If the three members of this form of benediction be attentively con­sidered, they will be found to agree respectively to the three persons taken in the usual order of the Father, the Son, and the Holy Ghost. The Father is the author of blessing and preservation, illumination and grace are from the Son, illumination and peace from the Spirit, the teacher of truth and the Comforter. (Vide Jones's Catholic Doctrine.)

"The first member of the formula expresses the benevolent 'love of God;' the father of mercies and fountain of all good: the second well comports with the redeeming and reconciling 'grace of our Lord Jesus Christ;' and the last is appropriate to the purity, consolation, and joy, which are received from the 'communion of the Holy Spirit.'" (Smith's Person of Christ.)

The connection of certain specific blessings in this form of benedic­tion with the Jehovah mentioned three times distinctly, and those which are represented as flowing from the Father, Son, and Spirit in the apostolic form, would be a singular coincidence if it even stood alone; but the light of the same eminent truth, though not yet fully revealed, breaks forth from other partings of the clouds of the early morning of revelation.

The inner part of the Jewish sanctuary was called the holy of holies, that is, the holy place of the Holy Ones; and the number of these is indicated, and limited to three, in the celebrated vision of Isaiah, and that with great explicitness. The scene of that vision is the holy place of the temple, and lies therefore in the very abode and residence of the Holy Ones, here celebrated by the seraphs who veiled their faces before them. And one cried unto another, and said, "Holy, holy, holy is the Lord of hosts." This passage, if it stood alone, might be eluded by saying that this act of Divine adoration here mentioned, is merely emphatic, or in the Hebrew mode of expressing a superlative; though that is assumed, and by no means proved. It is however worthy of serious notice, that this distinct trine act of adoration, which has been so often supposed to mark a plurality of persons as the objects of it, is answered by a voice from that excellent glory which overwhelmed the mind of the prophet when he was favoured with the vision, responding in the same language of plurality in which the doxology of the seraphs is expressed. "Also I heard the voice of the Lord, saying, Whom shall I send, and who will go for us 7" But this is not the only evidence that in this passage the Holy Ones, who were addressed each by his appropriate and equal designation of holy, were the three Divine subsistences in the Godhead.
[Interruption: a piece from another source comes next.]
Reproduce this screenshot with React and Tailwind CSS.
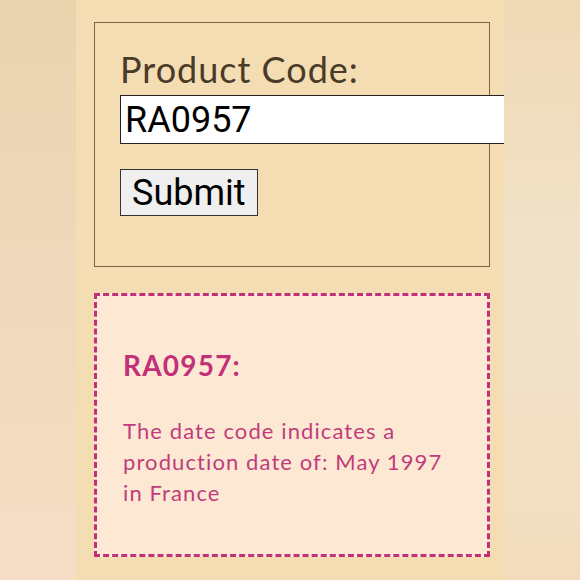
import React, { useState } from 'react';

const App = () => {
    const [code, setCode] = useState('RA0957');

    return (
        <div className="w-[580px] h-[580px] flex overflow-hidden" style={{ fontFamily: 'Lato, sans-serif' }}>
            {/* left blurred side */}
            <div className="w-[76px] h-full bg-gradient-to-b from-[#ead4ae] via-[#f0d8bc] to-[#f6dec6]" />

            {/* main column */}
            <div className="w-[428px] h-full bg-[#f4ddb3] px-[18px] pt-[22px] overflow-hidden">
                <form className="w-[396px] h-[245px] border border-[#7a6143] pl-[25px] pt-[25px]" onSubmit={(e) => e.preventDefault()}>
                    <label className="block text-[36px] leading-[1.2] tracking-[1px] text-[#4a3a28]">Product Code:</label>
                    <input
                        value={code}
                        onChange={(e) => setCode(e.target.value)}
                        className="block mt-[4px] w-[400px] h-[49px] bg-white border border-[#222] pl-[4px] text-[36px] text-black outline-none"
                        style={{ fontFamily: 'Roboto, sans-serif' }}
                    />
                    <button
                        type="submit"
                        className="block mt-[25px] h-[47px] px-[11px] bg-[#efefef] border border-[#333] text-[36px] leading-none text-black"
                        style={{ fontFamily: 'Roboto, sans-serif' }}
                    >
                        Submit
                    </button>
                </form>

                {/* result */}
                <div className="mt-[26px] w-[396px] h-[264px] border-[3px] border-dashed border-[#c2307a] bg-[#fde9d3] px-[26px] pt-[53px] text-[#c2307a]">
                    <h3 className="text-[28px] leading-[1.2] font-bold tracking-[1.2px]">RA0957:</h3>
                    <p className="mt-[32px] w-[336px] text-[22px] leading-[31px] tracking-[1.1px] text-[#c13c7c]">
                        The date code indicates a production date of: May 1997 in France
                    </p>
                </div>
            </div>

            {/* right blurred side */}
            <div className="flex-1 h-full bg-gradient-to-b from-[#efd9b6] via-[#f1e3ca] to-[#f2dcbd]" />
        </div>
    );
};

export default App;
The being addressed is the "Lord of hosts." This all acknowledge to include the Father; but the Evangelist John, xii, 41, in manifest reference to this transaction, observes, "These things said Esaias, when he saw his (Christ's) glory and spake of him." In this vision, therefore, we have the Son also, whose glory on this occasion the prophet is said to have beheld. Acts xxviii, 25, determines that there was also the presence of the Holy Ghost. "Well spake the Holy Ghost by Esaias the prophet unto our fathers, saying, Go unto this people and say, Hoaring ye shall hear and not understand, and seeing ye shall see and not perceive," &c. These words, quoted from Isaiah, the Apostle Paul declares to have been spoken by the Holy Ghost, and Isaiah declares them to have been spoken on this very occasion by the "Lord of hosts." "And be said, Go and tell this people, Hear ye indeed and understand not, and see ye indeed but perceive not," &c.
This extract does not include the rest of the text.